World Elder Abuse Day will be marked on 15 June and Elder Abuse Week from 15-22 June 2016.
Below we have compiled some research, resources and information about elder abuse.
How common is elder abuse?
In 2015 the Ministry of Social Development published a report on elder abuse and neglect in New Zealand. The report summarised findings from the first study in New Zealand to estimate the prevalence of older people experiencing abuse and neglect.
The author reported that about one in ten older people reported some form of abuse. Older Māori experienced a significantly greater level of abuse than non-Māori. The report also highlighted statistically significant associations between elder abuse and poor health and wellbeing, as well as loneliness and depression. It is expected that the number of older people experiencing elder abuse and neglect will increase significantly in the next 20 years with an aging population.

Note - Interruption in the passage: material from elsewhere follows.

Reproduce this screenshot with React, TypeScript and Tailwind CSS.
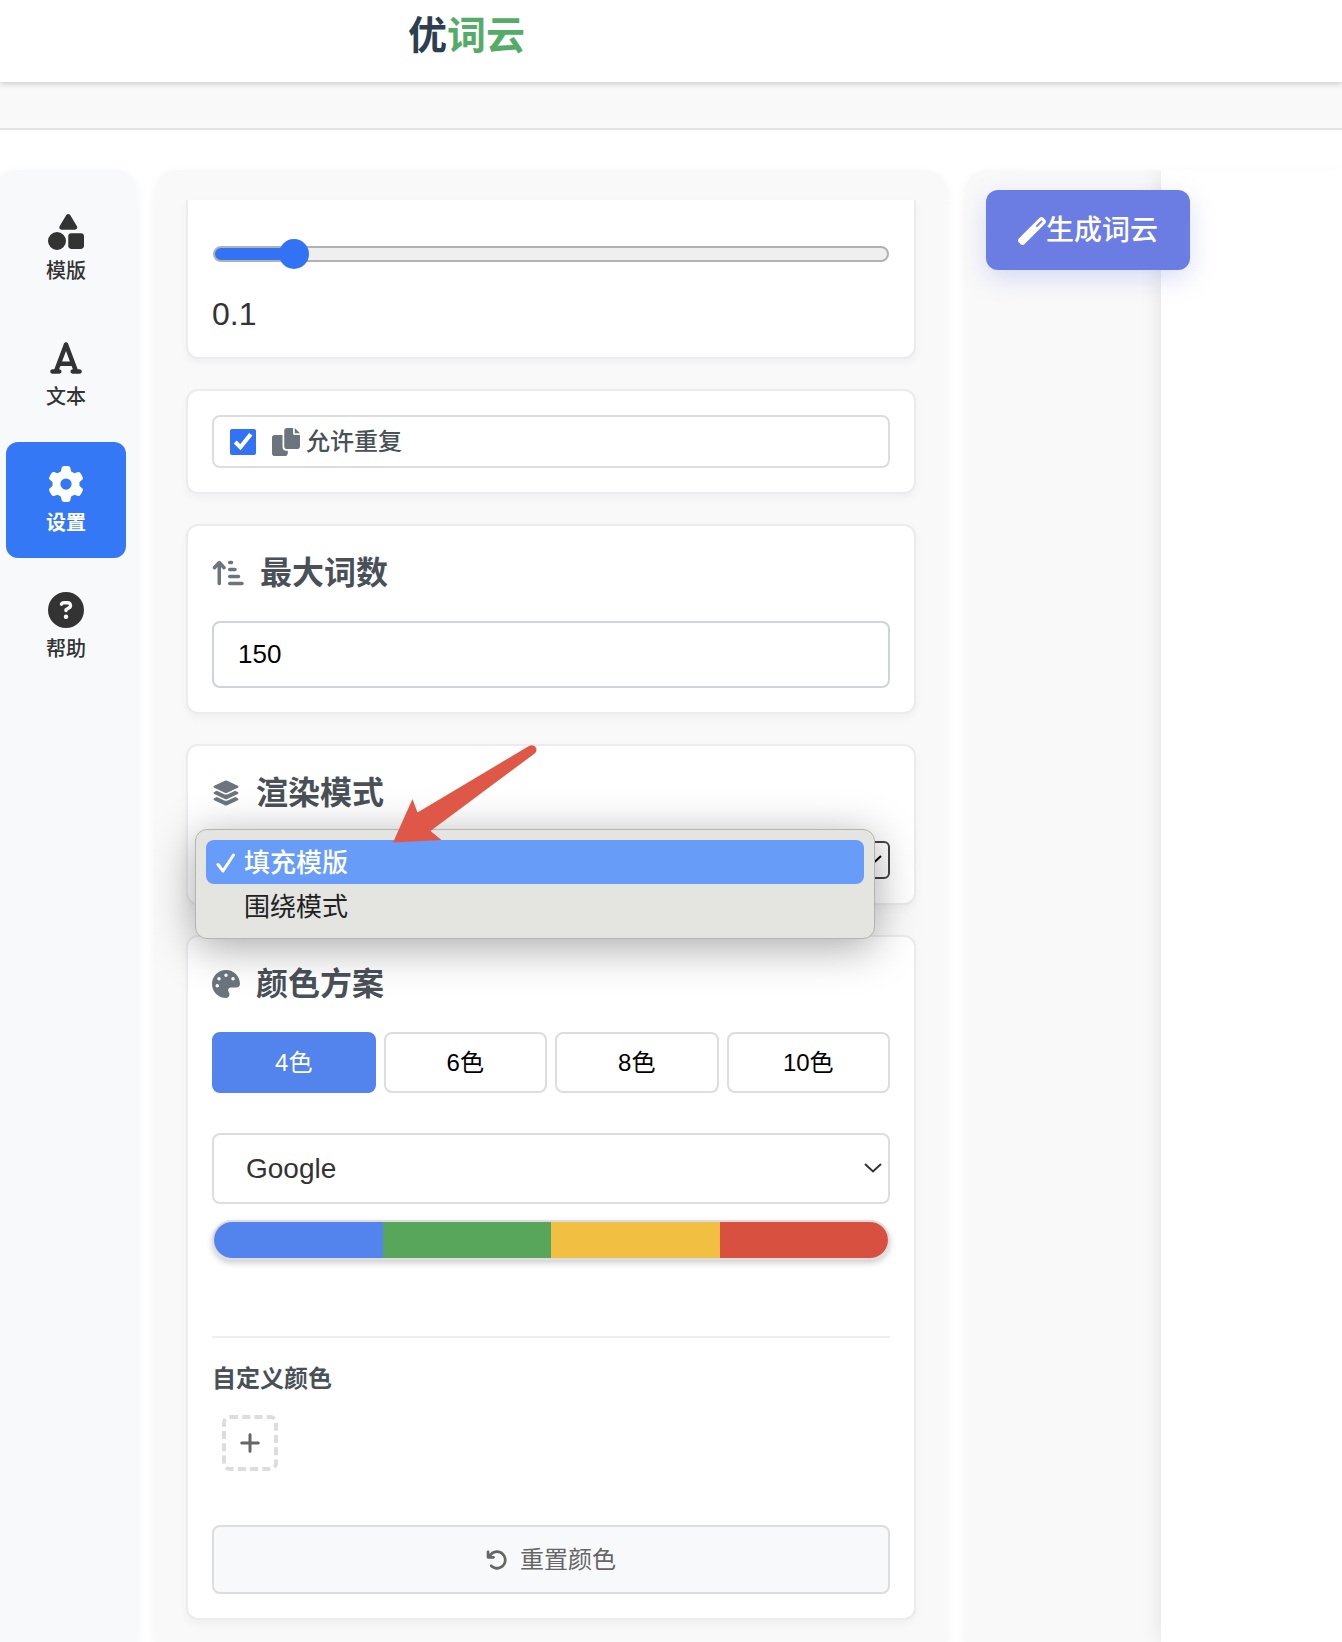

Age Concern reports that each year in New Zealand their Abuse and Neglect Prevention services receive more than 2000 referrals for older people who may be facing elder abuse or neglect.
Research and resources
Aotearoa New Zealand
See the Age Concern website for more information about types of abuse, who is affected and information about finding help.
The Ministry of Social Development's SuperSeniors website also has information and resources to order or download.
Elder abuse and neglect: a selected bibliography, prepared by the New Zealand Family Violence Clearinghouse (2012)
The National Center on Elder Abuse (USA) has a number of toolkits and resources on their website, including information about how to generate awareness, red flags or signs of abuse, how to protect yourself, avoiding scams and more.
The Victorian Government (Australia) has developed a free online training on elder abuse prevention. The course was designed for workers in Victoria but can be used by anyone working with older people. It includes a range of case studies and a short assessment, and can be completed at any time.
The Australian Institute of Family Studies published a report on elder abuse in 2016. The report, Elder abuse: Understanding issues, frameworks and responses, looks at how elder abuse is defined, prevalence and incidence, risk and protective factors, and dynamics surrounding disclosure and reporting. The report then looks at demographic and socio-economic factors that affect elder abuse, concluding with recommendations for legislation and service responses.
The Australian Federal government has announced an inquiry into elder abuse to examine laws and frameworks meant to safeguard odler people. The inquiry is due to report in May 2017.